■ What to work on:
Return each line of the data below exactly, omitting any pictures.
**** Information shown ****
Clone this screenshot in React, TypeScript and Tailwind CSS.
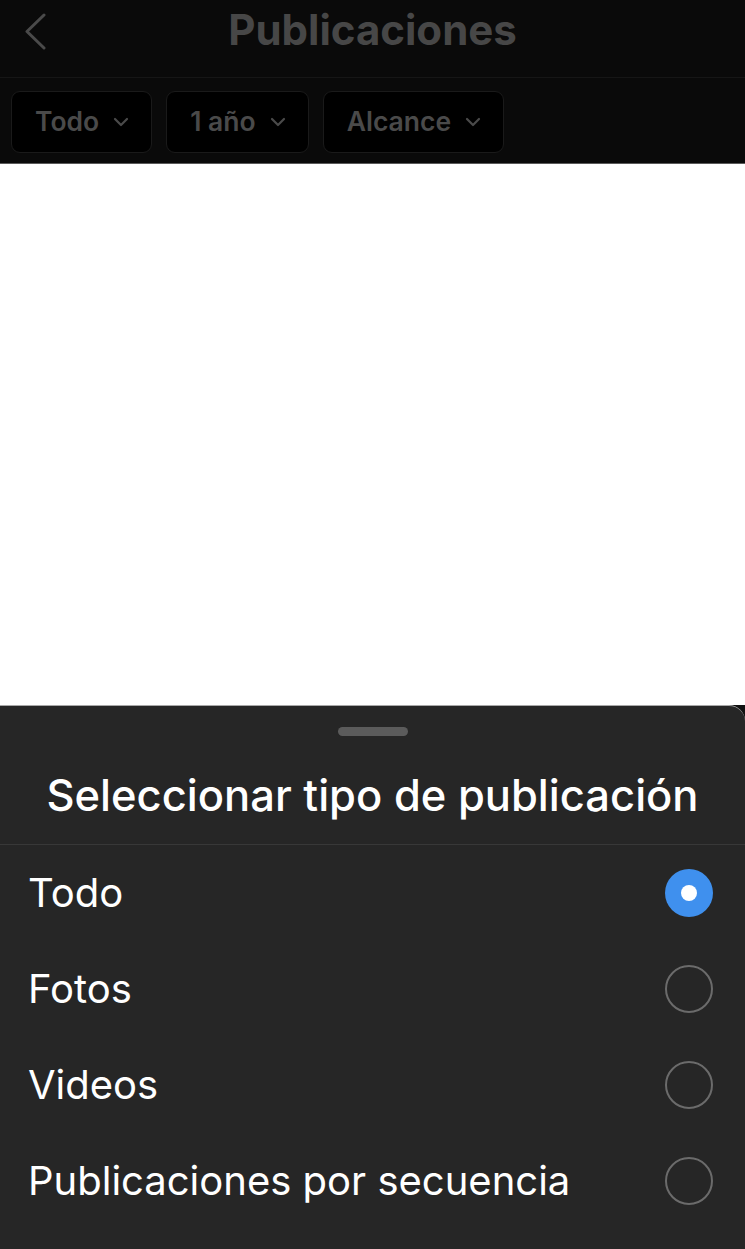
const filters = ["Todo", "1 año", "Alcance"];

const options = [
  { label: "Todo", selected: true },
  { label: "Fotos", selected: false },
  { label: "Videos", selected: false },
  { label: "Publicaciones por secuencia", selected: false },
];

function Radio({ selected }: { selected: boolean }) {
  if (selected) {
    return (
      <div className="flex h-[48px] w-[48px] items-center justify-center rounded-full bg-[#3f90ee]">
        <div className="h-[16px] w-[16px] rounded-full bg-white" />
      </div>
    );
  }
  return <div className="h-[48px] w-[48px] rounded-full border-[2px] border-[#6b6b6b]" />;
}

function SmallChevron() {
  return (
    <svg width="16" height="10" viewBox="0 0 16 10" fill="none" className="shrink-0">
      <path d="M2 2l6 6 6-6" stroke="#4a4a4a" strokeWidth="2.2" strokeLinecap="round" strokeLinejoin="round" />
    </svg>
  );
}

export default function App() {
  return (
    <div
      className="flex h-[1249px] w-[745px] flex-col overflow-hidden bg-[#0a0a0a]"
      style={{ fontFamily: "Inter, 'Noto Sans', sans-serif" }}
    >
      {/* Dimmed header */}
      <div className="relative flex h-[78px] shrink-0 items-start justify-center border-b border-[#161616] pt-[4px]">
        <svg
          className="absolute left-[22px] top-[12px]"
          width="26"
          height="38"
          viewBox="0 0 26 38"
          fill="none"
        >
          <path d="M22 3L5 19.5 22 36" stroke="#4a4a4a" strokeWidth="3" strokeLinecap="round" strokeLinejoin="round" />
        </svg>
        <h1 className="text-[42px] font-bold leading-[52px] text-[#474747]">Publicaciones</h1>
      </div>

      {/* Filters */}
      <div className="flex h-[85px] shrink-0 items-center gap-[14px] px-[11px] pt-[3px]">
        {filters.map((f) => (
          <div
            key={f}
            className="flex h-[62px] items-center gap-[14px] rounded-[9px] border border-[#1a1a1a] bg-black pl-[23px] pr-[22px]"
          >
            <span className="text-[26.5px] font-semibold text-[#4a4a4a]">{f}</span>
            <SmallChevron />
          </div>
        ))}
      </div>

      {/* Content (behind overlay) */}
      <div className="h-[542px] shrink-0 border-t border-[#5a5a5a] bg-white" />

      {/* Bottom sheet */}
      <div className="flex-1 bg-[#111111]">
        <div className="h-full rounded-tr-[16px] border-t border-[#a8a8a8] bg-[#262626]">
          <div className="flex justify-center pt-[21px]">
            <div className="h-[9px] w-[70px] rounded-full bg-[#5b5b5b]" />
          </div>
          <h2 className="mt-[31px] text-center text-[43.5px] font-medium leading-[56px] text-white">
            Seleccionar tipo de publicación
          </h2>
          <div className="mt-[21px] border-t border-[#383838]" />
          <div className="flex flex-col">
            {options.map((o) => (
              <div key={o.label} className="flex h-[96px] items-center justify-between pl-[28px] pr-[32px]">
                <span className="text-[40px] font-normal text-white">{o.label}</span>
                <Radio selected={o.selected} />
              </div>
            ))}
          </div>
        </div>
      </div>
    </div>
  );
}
****
■ Response to the task:
Clone this screenshot in React, TypeScript and Tailwind CSS.
const filters = ["Todo", "1 año", "Alcance"];

const options = [
  { label: "Todo", selected: true },
  { label: "Fotos", selected: false },
  { label: "Videos", selected: false },
  { label: "Publicaciones por secuencia", selected: false },
];

function Radio({ selected }: { selected: boolean }) {
  if (selected) {
    return (
      <div className="flex h-[48px] w-[48px] items-center justify-center rounded-full bg-[#3f90ee]">
        <div className="h-[16px] w-[16px] rounded-full bg-white" />
      </div>
    );
  }
  return <div className="h-[48px] w-[48px] rounded-full border-[2px] border-[#6b6b6b]" />;
}

function SmallChevron() {
  return (
    <svg width="16" height="10" viewBox="0 0 16 10" fill="none" className="shrink-0">
      <path d="M2 2l6 6 6-6" stroke="#4a4a4a" strokeWidth="2.2" strokeLinecap="round" strokeLinejoin="round" />
    </svg>
  );
}

export default function App() {
  return (
    <div
      className="flex h-[1249px] w-[745px] flex-col overflow-hidden bg-[#0a0a0a]"
      style={{ fontFamily: "Inter, 'Noto Sans', sans-serif" }}
    >
      {/* Dimmed header */}
      <div className="relative flex h-[78px] shrink-0 items-start justify-center border-b border-[#161616] pt-[4px]">
        <svg
          className="absolute left-[22px] top-[12px]"
          width="26"
          height="38"
          viewBox="0 0 26 38"
          fill="none"
        >
          <path d="M22 3L5 19.5 22 36" stroke="#4a4a4a" strokeWidth="3" strokeLinecap="round" strokeLinejoin="round" />
        </svg>
        <h1 className="text-[42px] font-bold leading-[52px] text-[#474747]">Publicaciones</h1>
      </div>

      {/* Filters */}
      <div className="flex h-[85px] shrink-0 items-center gap-[14px] px-[11px] pt-[3px]">
        {filters.map((f) => (
          <div
            key={f}
            className="flex h-[62px] items-center gap-[14px] rounded-[9px] border border-[#1a1a1a] bg-black pl-[23px] pr-[22px]"
          >
            <span className="text-[26.5px] font-semibold text-[#4a4a4a]">{f}</span>
            <SmallChevron />
          </div>
        ))}
      </div>

      {/* Content (behind overlay) */}
      <div className="h-[542px] shrink-0 border-t border-[#5a5a5a] bg-white" />

      {/* Bottom sheet */}
      <div className="flex-1 bg-[#111111]">
        <div className="h-full rounded-tr-[16px] border-t border-[#a8a8a8] bg-[#262626]">
          <div className="flex justify-center pt-[21px]">
            <div className="h-[9px] w-[70px] rounded-full bg-[#5b5b5b]" />
          </div>
          <h2 className="mt-[31px] text-center text-[43.5px] font-medium leading-[56px] text-white">
            Seleccionar tipo de publicación
          </h2>
          <div className="mt-[21px] border-t border-[#383838]" />
          <div className="flex flex-col">
            {options.map((o) => (
              <div key={o.label} className="flex h-[96px] items-center justify-between pl-[28px] pr-[32px]">
                <span className="text-[40px] font-normal text-white">{o.label}</span>
                <Radio selected={o.selected} />
              </div>
            ))}
          </div>
        </div>
      </div>
    </div>
  );
}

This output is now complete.